- Your objective -
Locate every line in the material below that has the word "React". Copy each of those lines.

- Records to process -
* Begin *

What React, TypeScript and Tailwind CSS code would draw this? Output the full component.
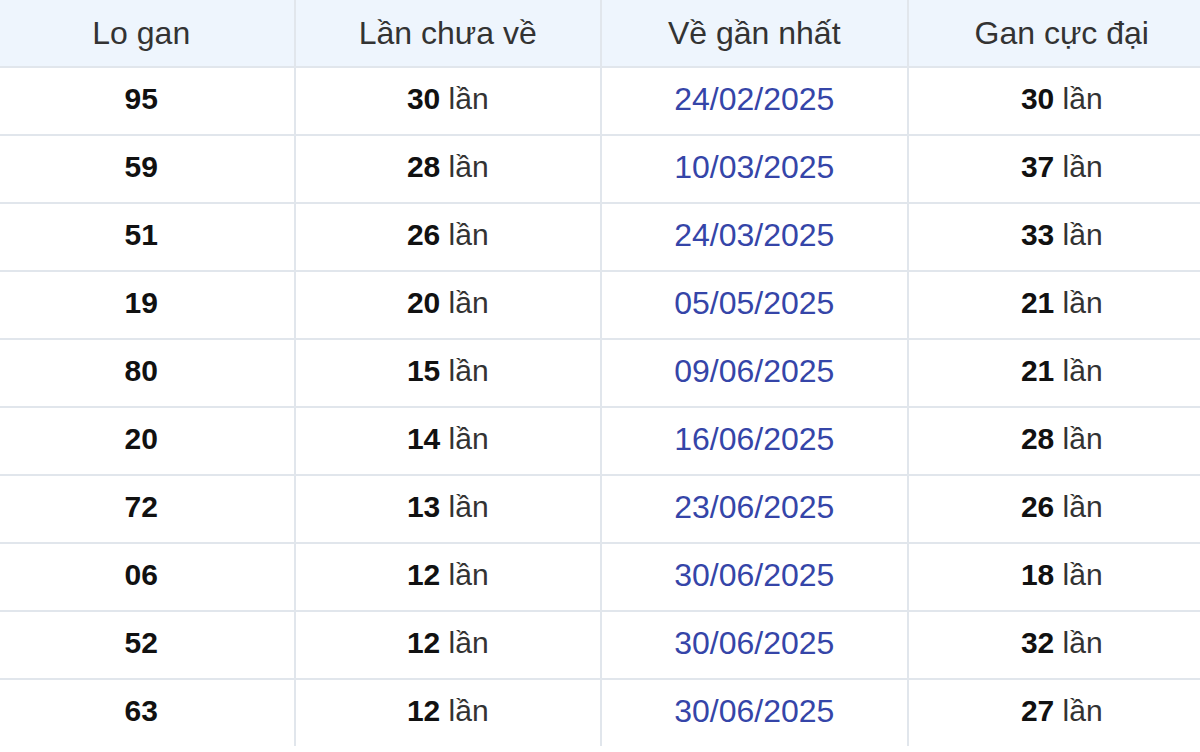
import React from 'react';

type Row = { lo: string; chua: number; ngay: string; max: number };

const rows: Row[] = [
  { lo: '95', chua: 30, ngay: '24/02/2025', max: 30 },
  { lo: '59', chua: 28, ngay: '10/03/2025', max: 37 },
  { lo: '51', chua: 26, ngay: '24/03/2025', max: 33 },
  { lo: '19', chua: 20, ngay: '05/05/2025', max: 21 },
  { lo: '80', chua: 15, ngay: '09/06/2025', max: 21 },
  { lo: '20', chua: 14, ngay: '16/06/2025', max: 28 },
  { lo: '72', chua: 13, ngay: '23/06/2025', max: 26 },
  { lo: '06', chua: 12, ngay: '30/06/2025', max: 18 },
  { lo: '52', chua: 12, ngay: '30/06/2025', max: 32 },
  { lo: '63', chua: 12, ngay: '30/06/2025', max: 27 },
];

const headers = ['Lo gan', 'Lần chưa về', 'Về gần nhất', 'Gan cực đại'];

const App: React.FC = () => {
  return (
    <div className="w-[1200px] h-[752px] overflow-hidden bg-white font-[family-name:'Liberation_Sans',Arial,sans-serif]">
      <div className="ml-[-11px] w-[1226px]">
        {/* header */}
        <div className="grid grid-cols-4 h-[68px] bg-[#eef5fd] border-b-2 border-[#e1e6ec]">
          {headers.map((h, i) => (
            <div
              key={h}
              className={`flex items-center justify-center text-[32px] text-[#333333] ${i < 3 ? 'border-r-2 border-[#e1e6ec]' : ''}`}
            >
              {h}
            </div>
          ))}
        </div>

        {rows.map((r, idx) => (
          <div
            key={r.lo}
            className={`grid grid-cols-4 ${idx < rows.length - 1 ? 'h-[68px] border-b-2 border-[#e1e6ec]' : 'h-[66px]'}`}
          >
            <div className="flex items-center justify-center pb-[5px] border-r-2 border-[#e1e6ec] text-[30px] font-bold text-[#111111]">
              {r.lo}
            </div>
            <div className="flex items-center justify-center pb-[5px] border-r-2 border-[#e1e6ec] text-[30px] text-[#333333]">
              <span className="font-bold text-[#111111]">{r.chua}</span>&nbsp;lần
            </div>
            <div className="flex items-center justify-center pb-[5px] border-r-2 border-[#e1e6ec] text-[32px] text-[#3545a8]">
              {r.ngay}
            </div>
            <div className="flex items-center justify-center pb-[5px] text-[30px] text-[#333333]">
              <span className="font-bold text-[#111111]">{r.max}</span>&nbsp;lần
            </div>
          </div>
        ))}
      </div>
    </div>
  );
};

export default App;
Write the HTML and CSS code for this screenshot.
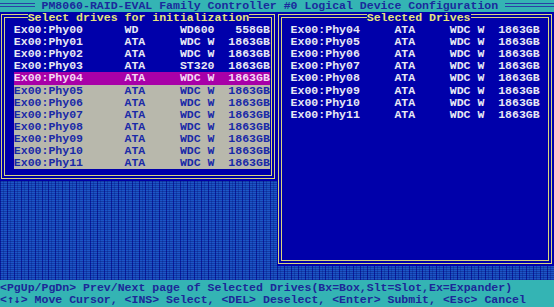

* End *

- Solution to this task -
What React, TypeScript and Tailwind CSS code would draw this? Output the full component.
import React from 'react';
const App: React.FC = () => {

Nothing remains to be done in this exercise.